I raised an eyebrow at Haskins. “Hm. Well, yeah. I’d love it if you pulled the case file.”
“I’ll see what I can dig up.”
I smiled. “Thanks, Rick. Now what was the other thing that was bugging you?”
“Well. There was a murder up on Cap Hill, not too far from there. And it sounds similar to me. Tons of blood, things missing. I can’t tell you exactly what it is, but something about this is off. Something here should fit together, if I could see the pieces.”
I shrugged, and then winced as the shrug made several parts of my body hurt. “I know what you mean. Something has smelled off about this since I got the case, but I can’t piece it together yet either.”
Haskins pushed his bulk off the rear door of the ambulance. “Do what you have to do, Ian. I’m going to go take these guys to holding then start looking into some ideas I have about this.”

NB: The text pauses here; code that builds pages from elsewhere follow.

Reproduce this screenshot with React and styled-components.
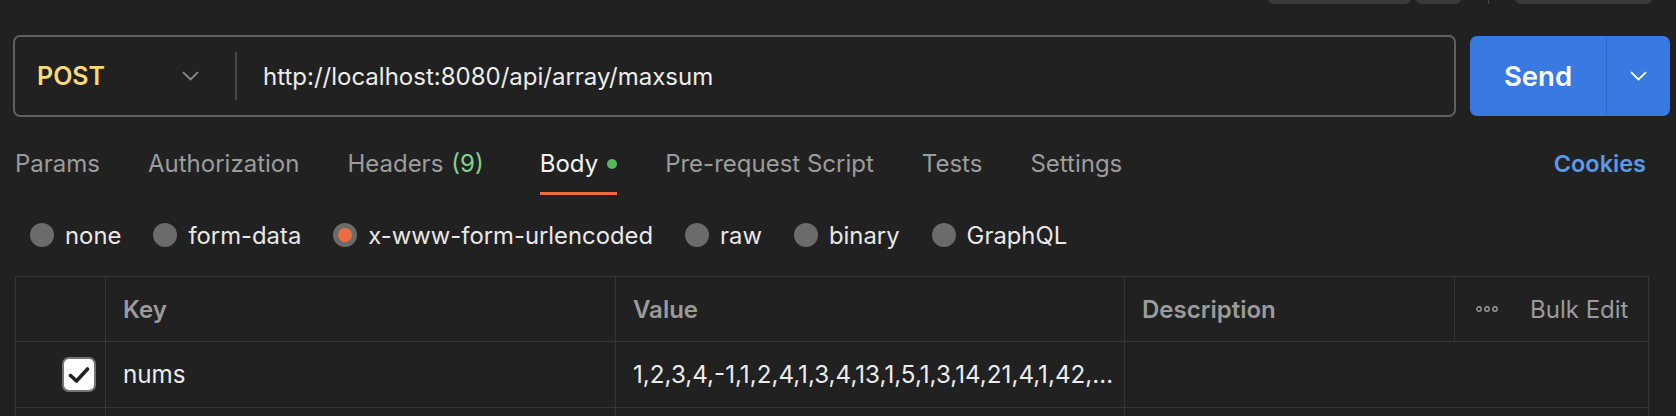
import React from "react";
import styled, { createGlobalStyle } from "styled-components";

const GlobalStyle = createGlobalStyle`
	html, body {
		margin: 0;
		background: #212121;
		overflow: hidden;
	}
	body {
		font-family: Inter, "Noto Sans", sans-serif;
		color: #e8e8e8;
	}
`;

const tabs = [
	{ label: "Params" },
	{ label: "Authorization" },
	{ label: "Headers", count: 9 },
	{ label: "Body", dot: true, active: true },
	{ label: "Pre-request Script" },
	{ label: "Tests" },
	{ label: "Settings" },
];

const bodyTypes = [
	{ label: "none" },
	{ label: "form-data" },
	{ label: "x-www-form-urlencoded", checked: true },
	{ label: "raw" },
	{ label: "binary" },
	{ label: "GraphQL" },
];

const Chevron = ({ color }) => (
	<svg width="17" height="10" viewBox="0 0 17 10" fill="none">
		<path d="M1 1.2L8.5 8.5L16 1.2" stroke={color} strokeWidth="1.8" />
	</svg>
);

const App = () => {
	return (
		<Page>
			<GlobalStyle />
			<TopBar>
				<TopButton $w={143} />
				<TopButton $w={45} />
				<TopDivider />
				<TopButton $w={137} />
			</TopBar>

			<RequestRow>
				<UrlBox>
					<MethodSelect>
						<Method>POST</Method>
						<Chevron color="#8a8a8a" />
					</MethodSelect>
					<UrlDivider />
					<UrlText>http://localhost:8080/api/array/maxsum</UrlText>
				</UrlBox>
				<SendGroup>
					<SendMain>Send</SendMain>
					<SendMore>
						<Chevron color="#ffffff" />
					</SendMore>
				</SendGroup>
			</RequestRow>

			<TabBar>
				{tabs.map((t) => (
					<Tab key={t.label} $active={t.active}>
						{t.label}
						{t.count !== undefined && <Count>({t.count})</Count>}
						{t.dot && <Dot />}
					</Tab>
				))}
				<Cookies>Cookies</Cookies>
			</TabBar>

			<RadioRow>
				{bodyTypes.map((b) => (
					<RadioItem key={b.label}>
						<Radio $checked={b.checked} />
						{b.label}
					</RadioItem>
				))}
			</RadioRow>

			<Table>
				<Cell />
				<Cell>
					<HeadText>Key</HeadText>
				</Cell>
				<Cell>
					<HeadText>Value</HeadText>
				</Cell>
				<Cell>
					<HeadText>Description</HeadText>
				</Cell>
				<Cell>
					<BulkEdit>
						<svg width="22" height="6" viewBox="0 0 22 6">
							{[3, 11, 19].map((cx) => (
								<circle key={cx} cx={cx} cy="3" r="2.2" fill="none" stroke="#9a9a9a" strokeWidth="1.4" />
							))}
						</svg>
						Bulk Edit
					</BulkEdit>
				</Cell>

				<Cell $check>
					<Checkbox>
						<svg width="22" height="18" viewBox="0 0 22 18">
							<path d="M2.5 9.5L8.5 15L19.5 3" fill="none" stroke="#232323" strokeWidth="3.6" strokeLinecap="round" strokeLinejoin="round" />
						</svg>
					</Checkbox>
				</Cell>
				<Cell>
					<CellText>nums</CellText>
				</Cell>
				<Cell>
					<CellText>1,2,3,4,-1,1,2,4,1,3,4,13,1,5,1,3,14,21,4,1,42,…</CellText>
				</Cell>
				<Cell $merge />
				<Cell />

				<Cell />
				<Cell />
				<Cell />
				<Cell $merge />
				<Cell />
			</Table>
		</Page>
	);
};

export default App;

const Page = styled.div`
	width: 1676px;
	height: 416px;
	overflow: hidden;
`;

const TopBar = styled.div`
	height: 4px;
	display: flex;
	align-items: flex-end;
	gap: 5px;
	padding-left: 1268px;
	overflow: hidden;
`;

const TopButton = styled.div`
	width: ${({ $w }) => $w}px;
	height: 30px;
	flex: none;
	border-radius: 6px;
	background: #3a3a3a;
`;

const TopDivider = styled.div`
	width: 1px;
	height: 4px;
	margin: 0 21px 0 22px;
	background: #4a4a4a;
`;

const RequestRow = styled.div`
	display: flex;
	align-items: center;
	gap: 14px;
	margin-top: 31px;
	padding: 0 6px 0 13px;
`;

const UrlBox = styled.div`
	flex: 1;
	height: 82px;
	box-sizing: border-box;
	display: flex;
	align-items: center;
	border: 2px solid #5f5f5f;
	border-radius: 7px;
`;

const MethodSelect = styled.div`
	width: 220px;
	box-sizing: border-box;
	display: flex;
	align-items: center;
	justify-content: space-between;
	padding: 0 36px 0 22px;
`;

const Method = styled.span`
	font-size: 25px;
	font-weight: 600;
	color: #f7d978;
`;

const UrlDivider = styled.div`
	width: 2px;
	height: 48px;
	background: #474747;
`;

const UrlText = styled.div`
	padding-left: 26px;
	font-size: 24px;
	color: #ececec;
`;

const SendGroup = styled.div`
	width: 200px;
	height: 80px;
	display: flex;
	border-radius: 7px;
	overflow: hidden;
	background: #3879e2;
`;

const SendMain = styled.div`
	width: 136px;
	display: flex;
	align-items: center;
	justify-content: center;
	font-size: 27.5px;
	font-weight: 600;
	color: #ffffff;
	border-right: 1px solid #2f69c6;
`;

const SendMore = styled.div`
	flex: 1;
	display: flex;
	align-items: center;
	justify-content: center;
`;

const TabBar = styled.div`
	display: flex;
	gap: 48px;
	margin-top: 18px;
	padding: 0 30px 0 15px;
`;

const Tab = styled.div`
	height: 57px;
	display: flex;
	align-items: center;
	gap: 8px;
	font-size: 24px;
	color: ${({ $active }) => ($active ? "#f2f2f2" : "#9c9c9c")};
	border-bottom: 3px solid ${({ $active }) => ($active ? "#ee6d3e" : "transparent")};
`;

const Count = styled.span`
	padding-right: 8px;
	color: #7fd48e;
`;

const Dot = styled.span`
	width: 10px;
	height: 10px;
	margin-left: 1px;
	border-radius: 50%;
	background: #57b65d;
`;

const Cookies = styled.div`
	margin-left: auto;
	display: flex;
	align-items: center;
	height: 57px;
	font-size: 23.5px;
	font-weight: 600;
	color: #5a9ae8;
`;

const RadioRow = styled.div`
	display: flex;
	align-items: center;
	gap: 32px;
	height: 40px;
	margin-top: 20px;
	padding-left: 30px;
`;

const RadioItem = styled.label`
	display: flex;
	align-items: center;
	gap: 11px;
	font-size: 23.85px;
	color: #e8e8e8;
`;

const Radio = styled.span`
	width: 24px;
	height: 24px;
	box-sizing: border-box;
	border-radius: 50%;
	background: ${({ $checked }) => ($checked ? "#ee6d3e" : "#6b6b6b")};
	border: ${({ $checked }) => ($checked ? "5px solid #6b6b6b" : "none")};
`;

const Table = styled.div`
	display: grid;
	grid-template-columns: 90px 510px 509px 330px 194px;
	grid-template-rows: 65px 66px 40px;
	margin: 21px 0 0 15px;
	width: 1634px;
	border-top: 1px solid #363636;
	border-left: 1px solid #363636;
`;

const Cell = styled.div`
	display: flex;
	align-items: center;
	justify-content: ${({ $check }) => ($check ? "flex-end" : "flex-start")};
	padding: ${({ $check }) => ($check ? "0 9px 0 0" : "0 0 0 17px")};
	min-width: 0;
	border-right: 1px solid ${({ $merge }) => ($merge ? "transparent" : "#363636")};
	border-bottom: 1px solid #363636;
`;

const HeadText = styled.span`
	font-size: 24px;
	font-weight: 600;
	color: #9b9b9b;
`;

const CellText = styled.span`
	font-size: 24.2px;
	color: #ececec;
	white-space: nowrap;
	overflow: hidden;
	text-overflow: ellipsis;
`;

const BulkEdit = styled.div`
	display: flex;
	align-items: center;
	gap: 32px;
	padding-left: 4px;
	font-size: 24px;
	color: #9b9b9b;
`;

const Checkbox = styled.span`
	width: 34px;
	height: 35px;
	box-sizing: border-box;
	display: flex;
	align-items: center;
	justify-content: center;
	border: 2px solid #747474;
	border-radius: 7px;
	background: #ffffff;
`;
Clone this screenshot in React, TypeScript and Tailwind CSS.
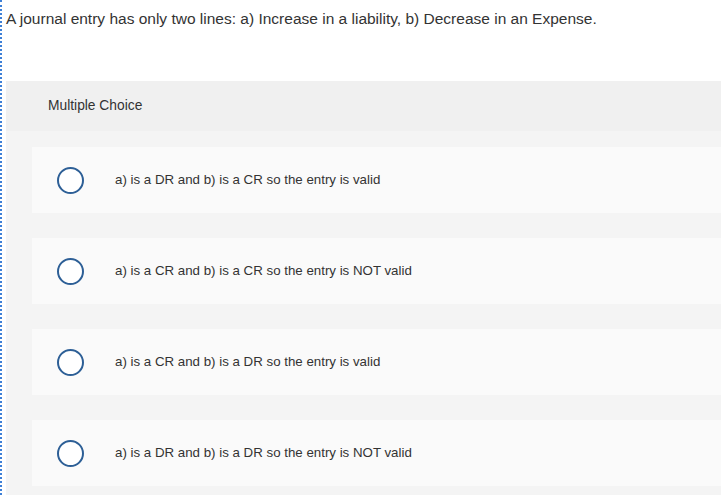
import React from 'react';

const options = [
  'a) is a DR and b) is a CR so the entry is valid',
  'a) is a CR and b) is a CR so the entry is NOT valid',
  'a) is a CR and b) is a DR so the entry is valid',
  'a) is a DR and b) is a DR so the entry is NOT valid',
];

export default function App() {
  return (
    <div className="h-[495px] w-[721px] overflow-hidden bg-white border-l-2 border-dotted border-[#3d7fd6] font-['Liberation_Sans',sans-serif]">
      {/* Question stem */}
      <div className="h-[81px] pl-[4px] pt-[10px] text-[15.5px] leading-[18px] text-[#333]">
        A journal entry has only two lines: a) Increase in a liability, b) Decrease in an Expense.
      </div>

      <div className="ml-[4px]">
        {/* Header */}
        <div className="flex h-[50px] items-center bg-[#f0f0f0] pl-[42px] text-[13.8px] text-[#333]">
          Multiple Choice
        </div>

        {/* Options */}
        <div className="flex flex-col gap-[25px] bg-[#f4f4f4] pb-[10px] pl-[26px] pt-[16px]">
          {options.map((text, i) => (
            <div key={i} className="flex h-[66px] items-center bg-[#fafafa] pl-[25px]">
              <span className="h-[27px] w-[27px] shrink-0 rounded-full border-2 border-[#2d5f96] bg-white" />
              <span className="ml-[31px] text-[13.3px] text-[#333]">{text}</span>
            </div>
          ))}
        </div>
      </div>
    </div>
  );
}
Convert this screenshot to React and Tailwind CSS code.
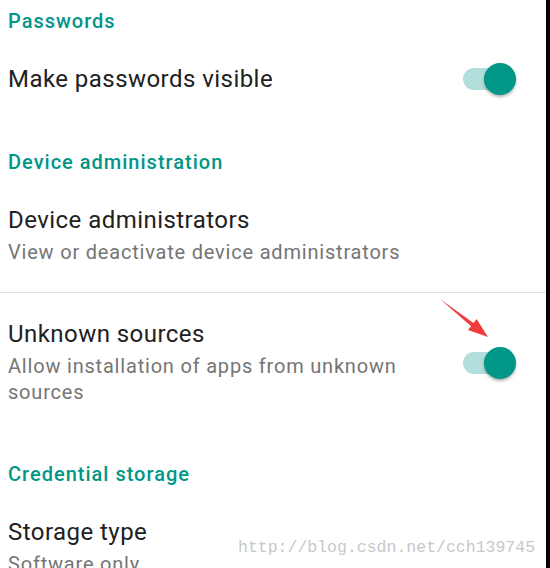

I grinned at him. “If you crack the case I still get the paycheck. I can see I’ve got you all-in on this one.”
He waved me off. “Very funny. I’ll call you if I figure anything out, and I expect you to do the same. Especially since this is an open investigation that I’m pulling favors for you on, okay?”
I nodded. “Of course. Talk to you soon, Rick.”
He left, taking the two thugs that had attacked me with him. They’d have a few hours sitting in a holding cell, then a van would take them over to central booking. I’d be able to pick up my rewards in a few days.
The EMT finished up and gave me a stern look. “I can’t guarantee that your bandages will last till tomorrow. You really should head into emergency and get a proper job done of patching you up, sir.”
I smiled. “I appreciate the concern, but I don’t have the time. Every hour I waste, well, bad things could happen to someone.” I stepped away from the ambulance—and almost fell on my face. A broken foot is nothing to lean on once the excitement’s all over, apparently.
The EMT packed up his kit. “I understand. So why don’t I take you on a ride to Dr. Meldore. He runs a private clinic not far from here, and he specializes in night time hours and the problems people have in association with them. ” He picked up his kit, staring at me for a moment, considering his words. “He treats a lot of off duty cops who get hurt picking up extra cash doing security and stuff.”
“Fastest signing hand in the West and a heart of gold, huh?” I laughed. “Point taken. Get me on my feet, chief. And just give me his address, I’ll take it from there.”
The EMT did as requested. I sighed and walked down the street towards my car. Time to go to the club, but first Dr. M and a handy prescription.…Just the thing to help me wreck all the wonderful healing I had received.